#### RAW DATA
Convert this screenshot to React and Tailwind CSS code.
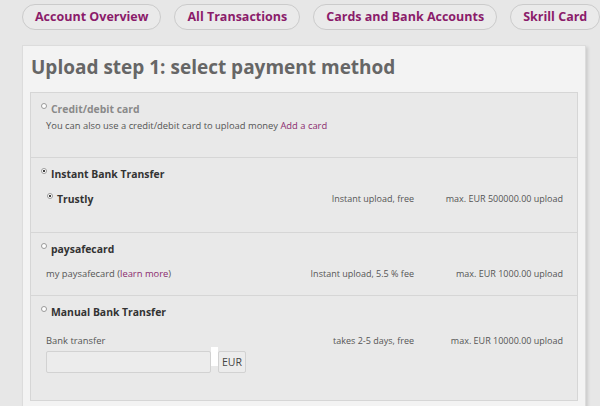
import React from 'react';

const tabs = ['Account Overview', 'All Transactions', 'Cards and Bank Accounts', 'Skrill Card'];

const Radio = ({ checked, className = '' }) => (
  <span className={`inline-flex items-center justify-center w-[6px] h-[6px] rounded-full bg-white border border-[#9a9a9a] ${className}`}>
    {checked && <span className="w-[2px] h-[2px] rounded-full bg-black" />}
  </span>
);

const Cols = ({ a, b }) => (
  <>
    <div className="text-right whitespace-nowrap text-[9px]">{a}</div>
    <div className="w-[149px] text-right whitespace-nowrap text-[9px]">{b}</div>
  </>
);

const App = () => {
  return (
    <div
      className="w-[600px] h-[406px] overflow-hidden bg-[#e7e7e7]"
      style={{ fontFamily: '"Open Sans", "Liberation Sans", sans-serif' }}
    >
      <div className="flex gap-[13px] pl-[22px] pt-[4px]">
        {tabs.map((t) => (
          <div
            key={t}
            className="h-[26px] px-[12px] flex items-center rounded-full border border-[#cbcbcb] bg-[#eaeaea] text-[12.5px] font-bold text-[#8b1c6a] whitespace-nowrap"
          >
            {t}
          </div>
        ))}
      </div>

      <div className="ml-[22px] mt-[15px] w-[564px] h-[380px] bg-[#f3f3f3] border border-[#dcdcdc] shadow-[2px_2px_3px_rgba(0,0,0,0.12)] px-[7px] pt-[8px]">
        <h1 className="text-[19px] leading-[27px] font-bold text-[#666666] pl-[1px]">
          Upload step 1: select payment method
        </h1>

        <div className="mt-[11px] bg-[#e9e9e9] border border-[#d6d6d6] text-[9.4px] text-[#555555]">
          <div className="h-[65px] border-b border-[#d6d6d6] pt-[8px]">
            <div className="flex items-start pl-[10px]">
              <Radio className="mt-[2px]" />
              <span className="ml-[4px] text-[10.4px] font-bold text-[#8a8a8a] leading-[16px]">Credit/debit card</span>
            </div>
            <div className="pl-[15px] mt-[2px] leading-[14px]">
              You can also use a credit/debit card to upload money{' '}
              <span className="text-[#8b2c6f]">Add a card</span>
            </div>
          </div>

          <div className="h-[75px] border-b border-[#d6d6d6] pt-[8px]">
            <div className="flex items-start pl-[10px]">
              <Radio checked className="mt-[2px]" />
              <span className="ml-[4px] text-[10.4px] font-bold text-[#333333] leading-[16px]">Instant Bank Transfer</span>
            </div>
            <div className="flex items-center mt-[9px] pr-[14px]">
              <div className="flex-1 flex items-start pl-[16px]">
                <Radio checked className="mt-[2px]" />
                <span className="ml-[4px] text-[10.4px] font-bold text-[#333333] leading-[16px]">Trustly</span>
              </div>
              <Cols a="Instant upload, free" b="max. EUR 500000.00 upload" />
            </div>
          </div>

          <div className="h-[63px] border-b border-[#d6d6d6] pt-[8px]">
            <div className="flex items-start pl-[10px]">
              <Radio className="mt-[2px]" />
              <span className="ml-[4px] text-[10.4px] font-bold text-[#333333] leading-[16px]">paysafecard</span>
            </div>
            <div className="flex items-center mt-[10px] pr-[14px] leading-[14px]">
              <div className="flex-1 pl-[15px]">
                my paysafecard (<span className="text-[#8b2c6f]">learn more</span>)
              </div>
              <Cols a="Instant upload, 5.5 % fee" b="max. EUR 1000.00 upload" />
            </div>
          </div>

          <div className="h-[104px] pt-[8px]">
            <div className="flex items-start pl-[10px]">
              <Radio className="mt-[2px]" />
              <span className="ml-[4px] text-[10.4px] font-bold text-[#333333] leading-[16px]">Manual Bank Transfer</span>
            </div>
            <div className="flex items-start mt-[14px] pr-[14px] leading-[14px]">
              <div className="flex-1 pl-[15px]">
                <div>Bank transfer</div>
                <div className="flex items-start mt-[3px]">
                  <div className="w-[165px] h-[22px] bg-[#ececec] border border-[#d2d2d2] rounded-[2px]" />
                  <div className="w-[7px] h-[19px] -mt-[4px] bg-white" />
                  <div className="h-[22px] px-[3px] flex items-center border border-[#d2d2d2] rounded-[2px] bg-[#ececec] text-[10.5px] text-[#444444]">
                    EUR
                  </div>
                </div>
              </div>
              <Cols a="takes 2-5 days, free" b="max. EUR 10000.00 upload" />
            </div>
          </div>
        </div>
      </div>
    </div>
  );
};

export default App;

#### DIRECTIONS FOR THIS TASK
Output a faithful copy of the data, with each picture left out.

#### TASK OUTPUT
Convert this screenshot to React and Tailwind CSS code.
import React from 'react';

const tabs = ['Account Overview', 'All Transactions', 'Cards and Bank Accounts', 'Skrill Card'];

const Radio = ({ checked, className = '' }) => (
  <span className={`inline-flex items-center justify-center w-[6px] h-[6px] rounded-full bg-white border border-[#9a9a9a] ${className}`}>
    {checked && <span className="w-[2px] h-[2px] rounded-full bg-black" />}
  </span>
);

const Cols = ({ a, b }) => (
  <>
    <div className="text-right whitespace-nowrap text-[9px]">{a}</div>
    <div className="w-[149px] text-right whitespace-nowrap text-[9px]">{b}</div>
  </>
);

const App = () => {
  return (
    <div
      className="w-[600px] h-[406px] overflow-hidden bg-[#e7e7e7]"
      style={{ fontFamily: '"Open Sans", "Liberation Sans", sans-serif' }}
    >
      <div className="flex gap-[13px] pl-[22px] pt-[4px]">
        {tabs.map((t) => (
          <div
            key={t}
            className="h-[26px] px-[12px] flex items-center rounded-full border border-[#cbcbcb] bg-[#eaeaea] text-[12.5px] font-bold text-[#8b1c6a] whitespace-nowrap"
          >
            {t}
          </div>
        ))}
      </div>

      <div className="ml-[22px] mt-[15px] w-[564px] h-[380px] bg-[#f3f3f3] border border-[#dcdcdc] shadow-[2px_2px_3px_rgba(0,0,0,0.12)] px-[7px] pt-[8px]">
        <h1 className="text-[19px] leading-[27px] font-bold text-[#666666] pl-[1px]">
          Upload step 1: select payment method
        </h1>

        <div className="mt-[11px] bg-[#e9e9e9] border border-[#d6d6d6] text-[9.4px] text-[#555555]">
          <div className="h-[65px] border-b border-[#d6d6d6] pt-[8px]">
            <div className="flex items-start pl-[10px]">
              <Radio className="mt-[2px]" />
              <span className="ml-[4px] text-[10.4px] font-bold text-[#8a8a8a] leading-[16px]">Credit/debit card</span>
            </div>
            <div className="pl-[15px] mt-[2px] leading-[14px]">
              You can also use a credit/debit card to upload money{' '}
              <span className="text-[#8b2c6f]">Add a card</span>
            </div>
          </div>

          <div className="h-[75px] border-b border-[#d6d6d6] pt-[8px]">
            <div className="flex items-start pl-[10px]">
              <Radio checked className="mt-[2px]" />
              <span className="ml-[4px] text-[10.4px] font-bold text-[#333333] leading-[16px]">Instant Bank Transfer</span>
            </div>
            <div className="flex items-center mt-[9px] pr-[14px]">
              <div className="flex-1 flex items-start pl-[16px]">
                <Radio checked className="mt-[2px]" />
                <span className="ml-[4px] text-[10.4px] font-bold text-[#333333] leading-[16px]">Trustly</span>
              </div>
              <Cols a="Instant upload, free" b="max. EUR 500000.00 upload" />
            </div>
          </div>

          <div className="h-[63px] border-b border-[#d6d6d6] pt-[8px]">
            <div className="flex items-start pl-[10px]">
              <Radio className="mt-[2px]" />
              <span className="ml-[4px] text-[10.4px] font-bold text-[#333333] leading-[16px]">paysafecard</span>
            </div>
            <div className="flex items-center mt-[10px] pr-[14px] leading-[14px]">
              <div className="flex-1 pl-[15px]">
                my paysafecard (<span className="text-[#8b2c6f]">learn more</span>)
              </div>
              <Cols a="Instant upload, 5.5 % fee" b="max. EUR 1000.00 upload" />
            </div>
          </div>

          <div className="h-[104px] pt-[8px]">
            <div className="flex items-start pl-[10px]">
              <Radio className="mt-[2px]" />
              <span className="ml-[4px] text-[10.4px] font-bold text-[#333333] leading-[16px]">Manual Bank Transfer</span>
            </div>
            <div className="flex items-start mt-[14px] pr-[14px] leading-[14px]">
              <div className="flex-1 pl-[15px]">
                <div>Bank transfer</div>
                <div className="flex items-start mt-[3px]">
                  <div className="w-[165px] h-[22px] bg-[#ececec] border border-[#d2d2d2] rounded-[2px]" />
                  <div className="w-[7px] h-[19px] -mt-[4px] bg-white" />
                  <div className="h-[22px] px-[3px] flex items-center border border-[#d2d2d2] rounded-[2px] bg-[#ececec] text-[10.5px] text-[#444444]">
                    EUR
                  </div>
                </div>
              </div>
              <Cols a="takes 2-5 days, free" b="max. EUR 10000.00 upload" />
            </div>
          </div>
        </div>
      </div>
    </div>
  );
};

export default App;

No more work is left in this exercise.